Today I did NYU. Now that was interesting. I went in there and they talked to everyone. About the school and the classes; what to expect when going there. They really reeled me in. They had two seperate rooms for singing and acting. My first one was singing and I went in there and the guy was super nice. I did my songs but they were not that great...I felt I did them better yesterday. Then in the acting one I did both monologues and the woman only stopped me because she said she wanted time for her and I to talk. She asked me about how theatre has changed me and significant experiences and politics that I deem important in life. She then asked me if I wanted to be considered for the acting studios outside of musical theatre at NYU and I said yes. So hey it's a better chance.

Although I did really like NYU more today, Hartt is still my number one...I just love the whole idea of being out of a BIG CITY. Not that I don't like it, just, I want a change. 

These two days have been so trying. But just one more to go. It's terrifying. Just seeing it on the faces of people at auditions. Kids with our whole lives ahead of us, with just one word that can make or break us. Accepted or Denied. 

Monday, February 2, 2009

A Good Reason To Miss school (Audition Day 1)

So today was the first day of the auditions! It was for Hartford University (The Hartt School). My audition was at 9 am so I got there early and sat waiting and just thinking about my materials I had to go in with. (Not to mention I had nothing to play the accompiant CD on...luckly they had something in the room) 

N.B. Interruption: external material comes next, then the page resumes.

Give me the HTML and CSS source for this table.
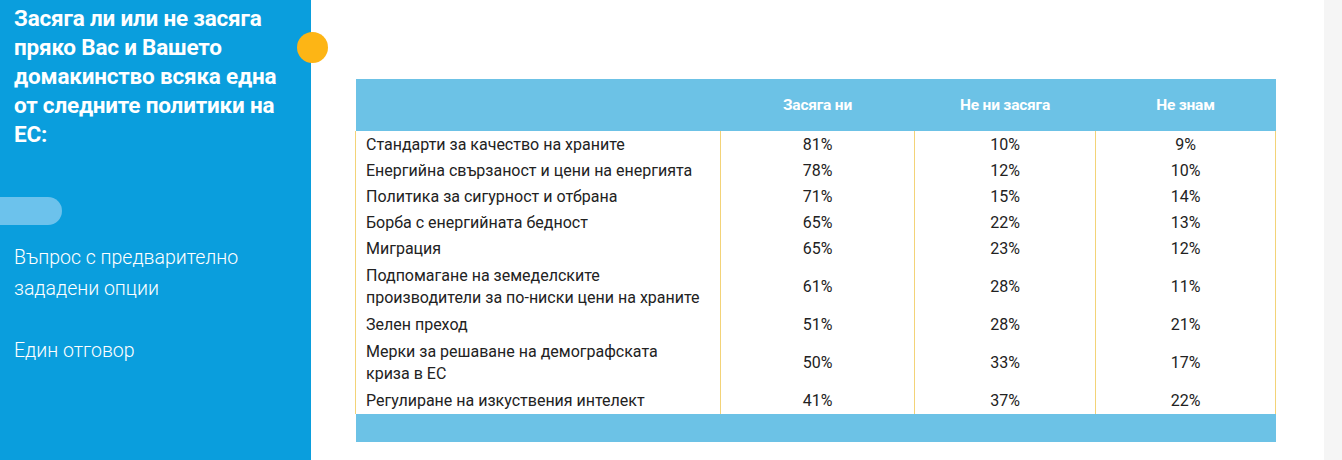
FILE: index.html
```html
<!DOCTYPE html>
<html lang="bg">
<head>
<meta charset="utf-8">
<link rel="stylesheet" href="styles.css">
</head>
<body>
<div class="page">
  <aside class="side">
    <h1 class="title"><span class="ln">Засяга ли или не засяга</span><span class="ln">пряко Вас и Вашето</span><span class="ln">домакинство всяка една</span><span class="ln">от следните политики на</span><span class="ln">ЕС:</span></h1>
    <div class="pill"></div>
    <p class="note">Въпрос с предварително зададени опции</p>
    <p class="note">Един отговор</p>
    <span class="dot"></span>
  </aside>
  <main class="main">
    <table class="grid">
      <thead>
        <tr><th class="lab"></th><th>Засяга ни</th><th>Не ни засяга</th><th>Не знам</th></tr>
      </thead>
      <tbody>
        <tr class="first"><td class="lab">Стандарти за качество на храните</td><td>81%</td><td>10%</td><td>9%</td></tr>
        <tr><td class="lab">Енергийна свързаност и цени на енергията</td><td>78%</td><td>12%</td><td>10%</td></tr>
        <tr><td class="lab">Политика за сигурност и отбрана</td><td>71%</td><td>15%</td><td>14%</td></tr>
        <tr><td class="lab">Борба с енергийната бедност</td><td>65%</td><td>22%</td><td>13%</td></tr>
        <tr><td class="lab">Миграция</td><td>65%</td><td>23%</td><td>12%</td></tr>
        <tr class="two"><td class="lab">Подпомагане на земеделските<br>производители за по-ниски цени на храните</td><td>61%</td><td>28%</td><td>11%</td></tr>
        <tr><td class="lab">Зелен преход</td><td>51%</td><td>28%</td><td>21%</td></tr>
        <tr class="two"><td class="lab">Мерки за решаване на демографската<br>криза в ЕС</td><td>50%</td><td>33%</td><td>17%</td></tr>
        <tr><td class="lab">Регулиране на изкуствения интелект</td><td>41%</td><td>37%</td><td>22%</td></tr>
      </tbody>
      <tfoot>
        <tr><td></td><td></td><td></td><td></td></tr>
      </tfoot>
    </table>
  </main>
  <div class="edge"></div>
</div>
</body>
</html>
```
FILE: styles.css
```css
* { box-sizing: border-box; }
html, body { margin: 0; padding: 0; }
body { background: #fff; font-family: Roboto, "Noto Sans", sans-serif; }
.page { display: flex; height: 460px; width: 1342px; }
.side {
  position: relative;
  width: 311px;
  flex: none;
  background: #0a9edd;
  color: #fff;
  padding: 4px 0 0 0;
}
.title {
  margin: 0;
  padding: 0 0 0 14px;
  font-size: 22.5px;
  line-height: 29px;
  font-weight: 700;
  letter-spacing: -0.2px;
}
.ln { display: block; white-space: nowrap; }
.pill {
  margin-top: 48px;
  width: 62px;
  height: 28px;
  background: #6cc2ec;
  border-radius: 0 14px 14px 0;
}
.note {
  margin: 0;
  padding: 0 20px 0 14px;
  font-size: 19.5px;
  line-height: 31px;
  font-weight: 300;
}
.pill + .note { margin-top: 17px; }
.note + .note { margin-top: 31px; }
.dot {
  position: absolute;
  left: 297px;
  top: 32px;
  width: 31px;
  height: 31px;
  border-radius: 50%;
  background: #fdb515;
}
.main { flex: 1; padding: 79px 0 0 44px; }
.edge { width: 18px; flex: none; background: #f5f5f5; }
.grid {
  border-collapse: collapse;
  width: 920px;
  table-layout: fixed;
  font-size: 16px;
  color: #222;
}
.grid th, .grid td { padding: 2px 0; text-align: center; }
.grid th:nth-child(1), .grid td:nth-child(1) { width: 365px; }
.grid th:nth-child(2), .grid td:nth-child(2) { width: 194px; }
.grid th:nth-child(3), .grid td:nth-child(3) { width: 181px; }
.grid th:nth-child(4), .grid td:nth-child(4) { width: 180px; }
.grid thead th {
  background: #6cc2e6;
  color: #fff;
  height: 52px;
  font-size: 15.5px;
  font-weight: 700;
  letter-spacing: -0.2px;
}
.grid tbody td {
  line-height: 22px;
  border-left: 1.5px solid #f3d378;
  border-right: 1.5px solid #f3d378;
}
.grid tbody tr.first td { padding-top: 3px; }
.grid tbody tr.two td { padding-top: 3px; padding-bottom: 3px; }
.grid tbody td.lab { text-align: left; padding-left: 10px; }
.grid tfoot td { background: #6cc2e6; height: 28px; padding: 0; }
```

It turned out I would be the 2nd person to audition! No time to calm the nerves so I went in there and just did it. One monologue and two 16 bar songs. It seemed like it went well. But it happened so fast!! I was super nervous and it was okay but it wasn't my best. 

Tomorrow is NYU. It's funny that, that is not my number 1 school anymore. For years you can ask anyone and I always said i'm going to NYU. (oh the Irony I smell a-brewin') Also tomorrow Tanya, Stephanie, and I are going to audition hop and see who will take us as walk-ins and just apply for the school there. Maybe there will be some trick of fate. (Up or Down people?) 

So tomorrow it's all or nothing. Am I scared? Yes. Am I going to do better then today? Yes. 



that's the only mentality I can afford to have right now.